(Entries with page source code)
----------------------------------------
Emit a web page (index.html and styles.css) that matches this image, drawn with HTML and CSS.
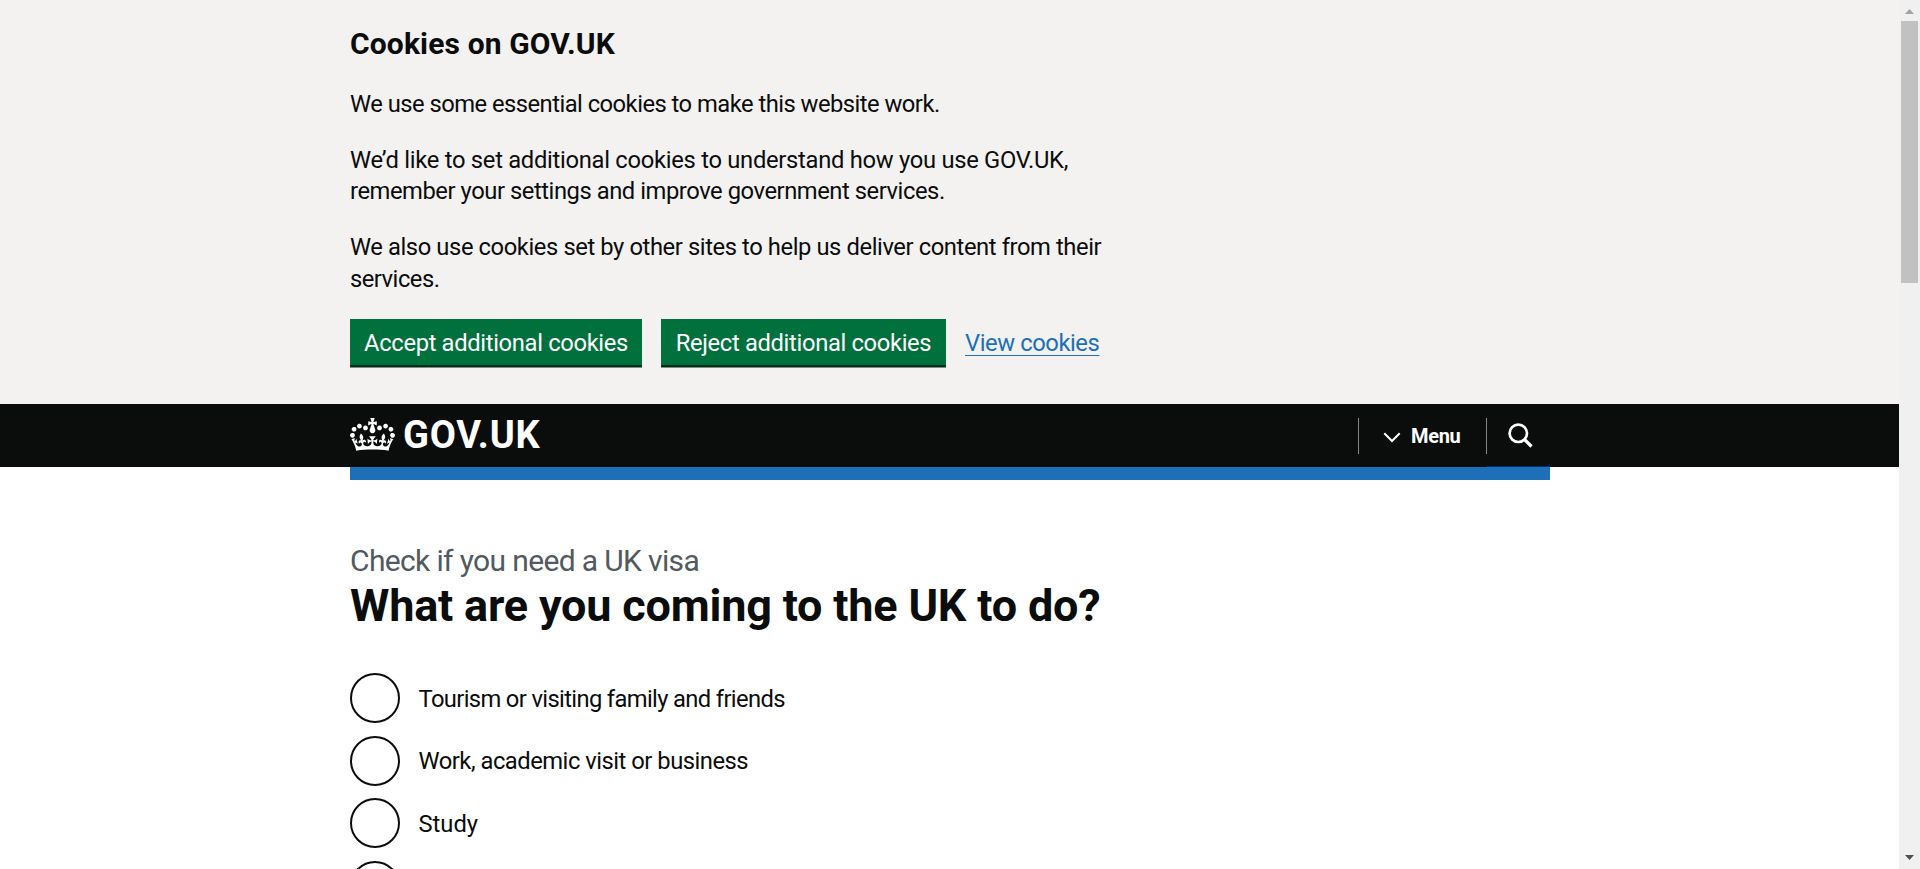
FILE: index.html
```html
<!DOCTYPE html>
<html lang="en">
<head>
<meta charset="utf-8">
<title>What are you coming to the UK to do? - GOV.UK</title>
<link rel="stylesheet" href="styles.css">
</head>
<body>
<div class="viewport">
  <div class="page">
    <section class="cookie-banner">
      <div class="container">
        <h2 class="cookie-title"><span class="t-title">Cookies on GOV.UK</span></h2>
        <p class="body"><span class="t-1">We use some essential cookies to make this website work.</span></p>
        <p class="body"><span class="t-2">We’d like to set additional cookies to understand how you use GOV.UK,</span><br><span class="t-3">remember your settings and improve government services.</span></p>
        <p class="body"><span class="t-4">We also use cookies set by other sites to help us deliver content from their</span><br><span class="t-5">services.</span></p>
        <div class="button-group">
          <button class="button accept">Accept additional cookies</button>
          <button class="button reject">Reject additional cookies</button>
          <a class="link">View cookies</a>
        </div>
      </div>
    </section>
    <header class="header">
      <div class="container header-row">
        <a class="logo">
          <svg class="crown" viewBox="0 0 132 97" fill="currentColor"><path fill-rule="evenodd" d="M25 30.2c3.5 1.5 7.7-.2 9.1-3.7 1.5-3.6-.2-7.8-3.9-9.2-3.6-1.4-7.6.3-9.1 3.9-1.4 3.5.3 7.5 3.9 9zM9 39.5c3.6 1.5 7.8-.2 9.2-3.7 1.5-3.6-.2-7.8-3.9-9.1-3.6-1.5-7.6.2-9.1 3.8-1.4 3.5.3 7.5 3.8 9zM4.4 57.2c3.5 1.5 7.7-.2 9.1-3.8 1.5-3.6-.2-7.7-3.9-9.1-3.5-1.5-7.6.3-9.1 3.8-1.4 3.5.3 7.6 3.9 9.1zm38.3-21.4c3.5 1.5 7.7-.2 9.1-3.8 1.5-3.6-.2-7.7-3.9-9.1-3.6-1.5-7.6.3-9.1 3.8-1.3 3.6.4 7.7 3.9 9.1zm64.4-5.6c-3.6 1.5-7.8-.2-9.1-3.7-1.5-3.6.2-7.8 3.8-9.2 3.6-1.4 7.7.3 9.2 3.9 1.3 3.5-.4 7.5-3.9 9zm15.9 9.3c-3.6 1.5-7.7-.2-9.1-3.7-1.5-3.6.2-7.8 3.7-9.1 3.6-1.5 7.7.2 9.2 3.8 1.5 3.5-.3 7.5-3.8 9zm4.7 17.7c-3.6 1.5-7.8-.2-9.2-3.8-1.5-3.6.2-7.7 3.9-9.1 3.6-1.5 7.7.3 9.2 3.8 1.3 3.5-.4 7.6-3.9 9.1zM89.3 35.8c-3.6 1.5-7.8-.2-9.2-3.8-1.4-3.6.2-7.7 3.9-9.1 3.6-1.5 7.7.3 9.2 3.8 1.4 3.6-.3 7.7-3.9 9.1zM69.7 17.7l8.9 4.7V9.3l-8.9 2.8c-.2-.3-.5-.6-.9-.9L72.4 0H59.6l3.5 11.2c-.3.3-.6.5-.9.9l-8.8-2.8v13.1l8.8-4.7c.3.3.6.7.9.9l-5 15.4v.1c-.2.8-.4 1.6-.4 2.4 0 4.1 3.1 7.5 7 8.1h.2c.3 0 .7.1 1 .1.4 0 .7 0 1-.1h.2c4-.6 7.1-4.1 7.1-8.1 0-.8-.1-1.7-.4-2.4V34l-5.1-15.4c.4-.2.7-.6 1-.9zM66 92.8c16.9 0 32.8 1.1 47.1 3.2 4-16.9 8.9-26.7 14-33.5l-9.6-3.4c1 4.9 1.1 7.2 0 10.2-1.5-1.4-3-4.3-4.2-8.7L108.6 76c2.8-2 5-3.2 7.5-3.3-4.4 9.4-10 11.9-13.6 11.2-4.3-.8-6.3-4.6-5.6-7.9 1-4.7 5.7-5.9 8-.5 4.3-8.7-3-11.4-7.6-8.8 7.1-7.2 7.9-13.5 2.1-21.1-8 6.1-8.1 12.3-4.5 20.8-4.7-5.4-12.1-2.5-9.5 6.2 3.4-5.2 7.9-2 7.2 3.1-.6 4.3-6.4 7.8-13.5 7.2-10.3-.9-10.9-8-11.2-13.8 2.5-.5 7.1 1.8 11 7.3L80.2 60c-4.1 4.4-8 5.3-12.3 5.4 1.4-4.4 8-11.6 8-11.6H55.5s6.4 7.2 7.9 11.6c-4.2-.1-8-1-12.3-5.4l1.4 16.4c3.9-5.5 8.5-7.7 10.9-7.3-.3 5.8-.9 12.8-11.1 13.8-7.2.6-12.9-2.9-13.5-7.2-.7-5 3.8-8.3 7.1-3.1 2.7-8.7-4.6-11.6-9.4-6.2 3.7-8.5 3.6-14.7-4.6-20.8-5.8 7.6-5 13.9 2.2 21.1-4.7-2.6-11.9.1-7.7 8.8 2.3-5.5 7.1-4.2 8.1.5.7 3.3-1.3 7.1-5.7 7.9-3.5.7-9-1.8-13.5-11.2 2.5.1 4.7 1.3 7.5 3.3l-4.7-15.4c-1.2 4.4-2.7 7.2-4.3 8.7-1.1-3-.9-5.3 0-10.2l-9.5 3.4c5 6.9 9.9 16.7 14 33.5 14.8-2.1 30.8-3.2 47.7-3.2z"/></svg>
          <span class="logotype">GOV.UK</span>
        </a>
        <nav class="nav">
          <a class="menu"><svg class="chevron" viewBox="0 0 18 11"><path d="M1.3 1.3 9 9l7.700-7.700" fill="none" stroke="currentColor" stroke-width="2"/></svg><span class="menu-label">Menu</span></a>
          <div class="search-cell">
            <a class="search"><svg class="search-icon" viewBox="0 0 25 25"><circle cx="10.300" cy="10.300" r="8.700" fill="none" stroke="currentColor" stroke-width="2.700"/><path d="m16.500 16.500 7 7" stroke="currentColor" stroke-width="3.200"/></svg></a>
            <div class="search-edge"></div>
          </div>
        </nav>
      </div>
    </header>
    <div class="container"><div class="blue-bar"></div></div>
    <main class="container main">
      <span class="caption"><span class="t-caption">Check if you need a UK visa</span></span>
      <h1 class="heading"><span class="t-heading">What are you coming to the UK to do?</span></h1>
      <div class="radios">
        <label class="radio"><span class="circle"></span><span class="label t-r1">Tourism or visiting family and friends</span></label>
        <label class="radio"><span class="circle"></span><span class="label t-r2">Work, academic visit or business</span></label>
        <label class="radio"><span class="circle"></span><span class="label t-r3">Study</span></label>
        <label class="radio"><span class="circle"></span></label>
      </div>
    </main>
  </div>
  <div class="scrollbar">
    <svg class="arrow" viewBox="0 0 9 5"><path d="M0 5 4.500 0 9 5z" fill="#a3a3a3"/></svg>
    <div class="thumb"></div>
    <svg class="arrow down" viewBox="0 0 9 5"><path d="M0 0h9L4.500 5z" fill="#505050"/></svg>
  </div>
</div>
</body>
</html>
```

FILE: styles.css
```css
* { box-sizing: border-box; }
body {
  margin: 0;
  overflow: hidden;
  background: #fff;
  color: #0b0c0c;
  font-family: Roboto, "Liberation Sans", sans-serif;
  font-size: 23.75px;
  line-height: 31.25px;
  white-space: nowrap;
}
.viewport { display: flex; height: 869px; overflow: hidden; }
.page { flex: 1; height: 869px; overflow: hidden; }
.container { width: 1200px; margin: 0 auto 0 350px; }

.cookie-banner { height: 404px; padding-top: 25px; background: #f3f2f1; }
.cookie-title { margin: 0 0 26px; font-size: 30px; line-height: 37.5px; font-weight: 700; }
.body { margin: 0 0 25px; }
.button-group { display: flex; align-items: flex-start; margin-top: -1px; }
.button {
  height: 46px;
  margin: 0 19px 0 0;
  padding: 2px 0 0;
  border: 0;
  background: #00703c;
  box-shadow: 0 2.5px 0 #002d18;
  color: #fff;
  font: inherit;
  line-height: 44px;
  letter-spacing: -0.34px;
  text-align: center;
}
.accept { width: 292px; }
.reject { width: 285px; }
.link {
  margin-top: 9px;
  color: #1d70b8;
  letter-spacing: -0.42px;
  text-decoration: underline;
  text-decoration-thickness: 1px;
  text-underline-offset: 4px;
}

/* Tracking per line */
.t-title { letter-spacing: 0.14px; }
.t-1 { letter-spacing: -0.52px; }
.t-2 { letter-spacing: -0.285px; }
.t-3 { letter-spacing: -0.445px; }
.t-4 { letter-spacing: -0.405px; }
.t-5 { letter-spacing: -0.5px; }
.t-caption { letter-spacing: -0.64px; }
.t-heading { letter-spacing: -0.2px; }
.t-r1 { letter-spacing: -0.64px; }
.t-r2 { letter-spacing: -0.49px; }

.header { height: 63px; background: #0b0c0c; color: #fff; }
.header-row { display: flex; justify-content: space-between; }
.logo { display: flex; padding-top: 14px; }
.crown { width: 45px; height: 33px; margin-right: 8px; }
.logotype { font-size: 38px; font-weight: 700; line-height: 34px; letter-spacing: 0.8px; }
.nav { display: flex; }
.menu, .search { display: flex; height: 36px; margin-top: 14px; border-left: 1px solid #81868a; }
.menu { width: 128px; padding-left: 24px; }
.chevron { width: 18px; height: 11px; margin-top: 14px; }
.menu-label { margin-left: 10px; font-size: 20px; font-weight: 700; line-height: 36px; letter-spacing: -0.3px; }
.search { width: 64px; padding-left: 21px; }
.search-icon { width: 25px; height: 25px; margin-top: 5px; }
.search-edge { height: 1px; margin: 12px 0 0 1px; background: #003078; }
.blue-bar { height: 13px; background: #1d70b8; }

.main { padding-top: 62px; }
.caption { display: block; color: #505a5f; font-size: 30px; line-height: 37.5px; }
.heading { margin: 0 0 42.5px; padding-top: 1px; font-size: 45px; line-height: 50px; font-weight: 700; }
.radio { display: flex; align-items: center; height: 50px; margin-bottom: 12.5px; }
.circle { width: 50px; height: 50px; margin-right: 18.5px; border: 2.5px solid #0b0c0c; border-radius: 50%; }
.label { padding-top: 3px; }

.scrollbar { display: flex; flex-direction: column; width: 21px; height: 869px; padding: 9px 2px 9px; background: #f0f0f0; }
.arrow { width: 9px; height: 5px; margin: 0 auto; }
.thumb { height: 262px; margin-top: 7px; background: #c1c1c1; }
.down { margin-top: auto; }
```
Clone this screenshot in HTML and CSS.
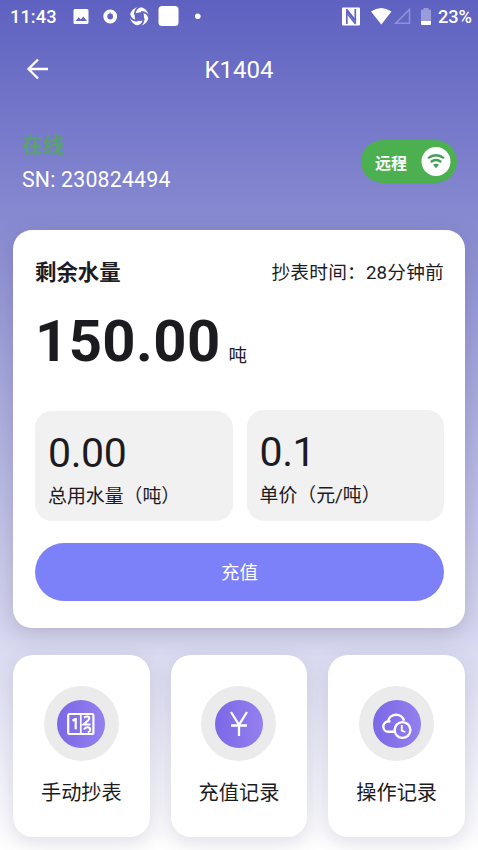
----------------------------------------
List every line from the entries above in which "this" appears.

Emit a web page (index.html and styles.css) that matches this image, drawn with HTML and CSS.
        <p class="body"><span class="t-1">We use some essential cookies to make this website work.</span></p>
Clone this screenshot in HTML and CSS.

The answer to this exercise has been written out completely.